Shortly after receiving this payment, King told Stevens that she should
give him seven percent of the monies paid by the VA to Eelon. King proceeded to steer veterans under his
supervision to Eelon regardless of their resistance to attending Stevens’
school.
Stevens
admitted to later making two cash payments of $1,500 to King in furtherance of
her scheme to bribe King in exchange for King sending veterans under his
supervision to Eelon and facilitating the VA’s payments to Stevens. In total, Stevens received approximately
$83,000 from the VA for education that she purported to provide to veteran
students. Stevens submitted invoices to
the VA amounting to no less than $300,000 for the tuition and equipment of
seven students, but was not paid the balance of the invoice amount due to the
VA’s ongoing investigation into Eelon following complaints by students about
the poor quality of education.
In an
effort to procure the outstanding payments from the VA, Stevens made numerous
fraudulent misrepresentations to the VA, and maintained fraudulent student
files in the event of an audit by the VA. For example, Stevens emailed to
the VA an “attendance” sheet for eight students. The attendance sheet was created by Stevens
and included handwritten check marks purporting to represent the dates that the
students attended class.

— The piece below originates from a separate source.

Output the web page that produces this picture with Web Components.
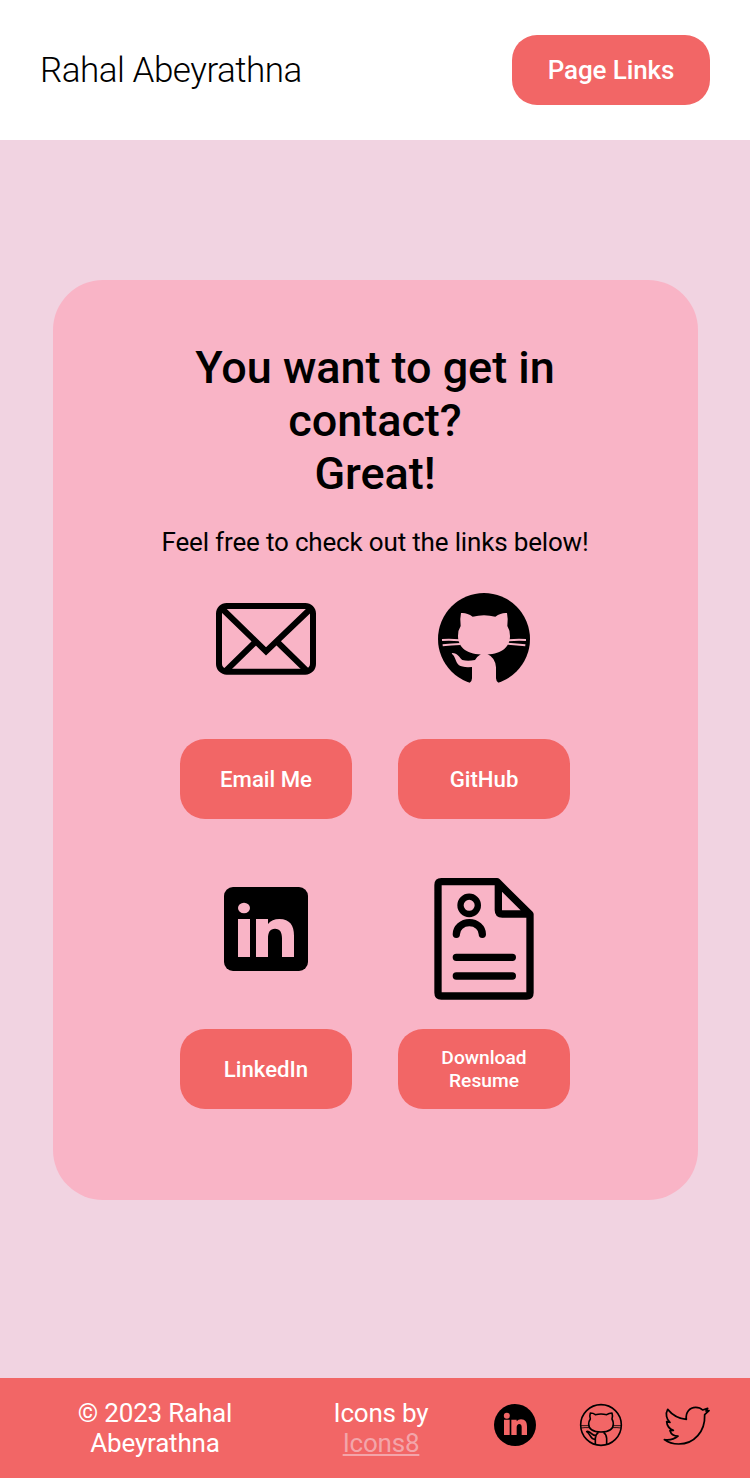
<!DOCTYPE html>
<html lang="en">
<head>
<meta charset="utf-8">
<title>Rahal Abeyrathna</title>
<style>
html,body{margin:0;padding:0}
body{font-family:Roboto,"Liberation Sans",sans-serif;color:#000;background:#f1d3e1;--coral:#f26666;--pink:#f9b4c6}
</style>
</head>
<body>
<contact-page></contact-page>
<script>
const define = (name, html) => {
  const template = document.createElement('template');
  template.innerHTML = html;
  customElements.define(name, class extends HTMLElement {
    constructor() {
      super();
      this.attachShadow({ mode: 'open' }).append(template.content.cloneNode(true));
    }
  });
};

const art = {
  mail: [100, 72, '48 69 300 216', '<g fill="none" stroke="#000" stroke-width="18"><rect x="57" y="78" width="282" height="197" rx="23"/><path d="M64 84L198 214 334 84M166 186L78 272M232 186L320 272"/></g>'],
  github: [92, 91, '39 39 276 273', '<circle cx="177" cy="177" r="138"/><g fill="var(--pink)"><path d="M108 99Q125 97 143 110Q177 101 211 110Q229 97 246 99Q250 118 247 138Q255 150 255 168C255 205 225 224 177 224C129 224 99 205 99 168Q99 150 107 138Q104 118 108 99Z"/><path d="M168 222Q158 228 150 240Q128 244 112 240C102 232 98 219 82 219C80 220 80 222 82 223C91 230 92 248 102 256Q112 263 141 261V295Q141 304 134 308V322H221V309Q213 304 213 295V262Q211 233 187 222Z"/></g><path d="M51 180Q77 178 103 181M53 196Q79 193 106 192M303 180Q277 178 251 181M301 196Q275 193 248 191" fill="none" stroke="var(--pink)" stroke-width="6"/>'],
  linkedin: [84, 84, '42 36 252 252', '<rect x="42" y="36" width="252" height="252" rx="27"/><g fill="var(--pink)"><ellipse cx="102" cy="99" rx="18" ry="15.5"/><path d="M84 132H120V246H84ZM138 132H174V147Q186 132 208 132C240 132 252 152 252 182V246H216V190C216 172 210 161 195 161C180 161 174 172 174 190V246H138Z"/></g>'],
  resume: [100, 122, '27 24 300 366', '<g fill="none" stroke="#000" stroke-width="22" stroke-linecap="round" stroke-linejoin="round"><path d="M39 45Q39 35 49 35H216L315 133V368Q315 378 305 378H49Q39 378 39 368ZM220 40V120Q220 132 232 132H311"/><path d="M94 193A39 35 0 0 1 172 193M94 262H262M94 318H262"/><circle cx="132.500" cy="106" r="26" stroke-width="19"/></g>'],
  'linkedin-round': [44, 44, '39 99 132 132', '<circle cx="105" cy="165" r="63"/><g fill="var(--coral)"><circle cx="80.500" cy="137" r="9"/><path d="M72 149H89V195H72ZM94 149H110V154Q115 148 123 148C136 148 141 157 141 170V195H125V172C125 165 122 162 118 162C113 162 110 166 110 172V195H94Z"/></g>'],
  'github-line': [44, 44, '297 99 132 132', '<g fill="none" stroke="#000" stroke-width="4.800" stroke-linejoin="round"><circle cx="363" cy="165" r="61"/><path d="M331 129Q340 129 346 134Q363 130 380 134Q387 129 396 129Q399 138 396 147Q400 154 400 162C400 179 385 186 363 186C341 186 326 179 326 162Q326 154 331 147Q328 138 331 129ZM346 223V205Q347 193 355 188M380 223V205Q379 193 371 188M346 208C331 210 333 193 320 185Q322 183 328 186C336 190 336 197 349 197"/><path d="M303 167H327M303 174Q315 172 328 173M399 167H423M398 173Q411 172 423 174" stroke-width="2.500"/></g>'],
  twitter: [48, 44, '550 99 144 132', '<path d="M554 209C570 211 585 207 595 198C582 198 574 192 571 182L581 181C569 177 562 168 561 155L571 157C560 149 557 130 564 118C578 135 597 146 620 148C617 127 630 112 648 112C657 112 664 115 669 120L684 115L679 123L688 122L675 134C677 184 644 222 597 222C581 222 566 218 554 209Z" fill="none" stroke="#000" stroke-width="5.200" stroke-linejoin="round"/>']
};
customElements.define('line-icon', class extends HTMLElement {
  connectedCallback() {
    const [w, h, box, body] = art[this.getAttribute('name')];
    const root = this.shadowRoot || this.attachShadow({ mode: 'open' });
    root.innerHTML = `<style>:host{display:block;flex:none}svg{display:block}</style><svg width="${w}" height="${h}" viewBox="${box}" aria-hidden="true">${body}</svg>`;
  }
});

define('pill-button', `<style>
:host{display:block;width:172px;height:80px;flex:none}
button{all:unset;box-sizing:border-box;width:100%;height:100%;display:flex;align-items:center;justify-content:center;text-align:center;background:var(--coral);color:#fff;border-radius:25px;font-weight:500;cursor:pointer}
</style><button><slot></slot></button>`);

define('site-header', `<style>
:host{display:flex;align-items:center;justify-content:space-between;height:140px;padding:0 40px;box-sizing:border-box;background:#fff}
.name{font-size:35px;font-weight:300;letter-spacing:-.48px;padding-top:1px}
pill-button{width:198px;height:70px;font-size:26px;letter-spacing:-.1px}
</style><div class="name">Rahal Abeyrathna</div><pill-button>Page Links</pill-button>`);

define('contact-link', `<style>
:host{display:flex;flex-direction:column;align-items:center;font-size:22.2px}
.icon{height:150px;box-sizing:border-box;padding-top:var(--drop,0)}
</style><div class="icon"><slot name="icon"></slot></div><pill-button><slot></slot></pill-button>`);

define('contact-card', `<style>
:host{display:flex;flex-direction:column;align-items:center;box-sizing:border-box;width:645px;height:920px;padding:61px 1px 0 0;background:var(--pink);border-radius:50px;text-align:center}
h1{margin:0;width:400px;font-size:45px;line-height:53px;font-weight:500;letter-spacing:-.04px}
p{margin:27px 0 0;font-size:26px;line-height:31px;letter-spacing:-.17px}
.grid{display:grid;grid-template-columns:172px 172px;column-gap:46px;row-gap:60px;margin-top:31px}
.mail{--drop:14px}.github{--drop:4px}.linkedin{--drop:8px}.resume{--drop:-1px}
.resume{font-size:19.2px;line-height:23px}
</style>
<h1>You want to get in contact?<br>Great!</h1>
<p>Feel free to check out the links below!</p>
<div class="grid">
<contact-link class="mail"><line-icon slot="icon" name="mail"></line-icon>Email Me</contact-link>
<contact-link class="github"><line-icon slot="icon" name="github"></line-icon>GitHub</contact-link>
<contact-link class="linkedin"><line-icon slot="icon" name="linkedin"></line-icon>LinkedIn</contact-link>
<contact-link class="resume" style="--drop:0px"><line-icon slot="icon" name="resume" style="margin-top:-1px"></line-icon>Download<br>Resume</contact-link>
</div>`);

define('site-footer', `<style>
:host{display:grid;grid-template-columns:230px 222px 1fr;align-items:center;height:100px;box-sizing:border-box;padding:0 39px 0 40px;background:var(--coral);color:#fff;font-size:26px;line-height:30px;text-align:center;letter-spacing:-.2px}
a{color:#f3a5aa;text-decoration:underline;font-weight:400}
.icons{display:flex;justify-content:flex-end;padding-bottom:6px}
.icons line-icon+line-icon{margin-left:42px}
.icons line-icon:last-child{margin-left:40px}
.text{font-weight:450}
</style>
<div class="text">© 2023 Rahal<br>Abeyrathna</div>
<div class="text">Icons by<br><a>Icons8</a></div>
<div class="icons"><line-icon name="linkedin-round"></line-icon><line-icon name="github-line"></line-icon><line-icon name="twitter"></line-icon></div>`);

define('contact-page', `<style>
:host{display:flex;flex-direction:column;min-height:1478px}
main{flex:1;display:flex;justify-content:center;align-items:flex-start;padding:140px 0 0 1px;box-sizing:border-box}
</style><site-header></site-header><main><contact-card></contact-card></main><site-footer></site-footer>`);
</script>
</body>
</html>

In fact, as
Stevens well knew, the students had not attended class on many of those dates
nor was class even held on many of those dates.
Poawui,
Kanneh, and Stevens’ sentences are the result of an ongoing investigation by
the FBI’s Washington Field Office and the Department of Veterans Affairs Office
of Inspector General. Trial Attorney
Simon J. Cataldo of the Criminal Division’s Public Integrity Section and
Assistant U.S. Attorney David Misler of the U.S. Attorney’s Office for the
District of Columbia are prosecuting the case.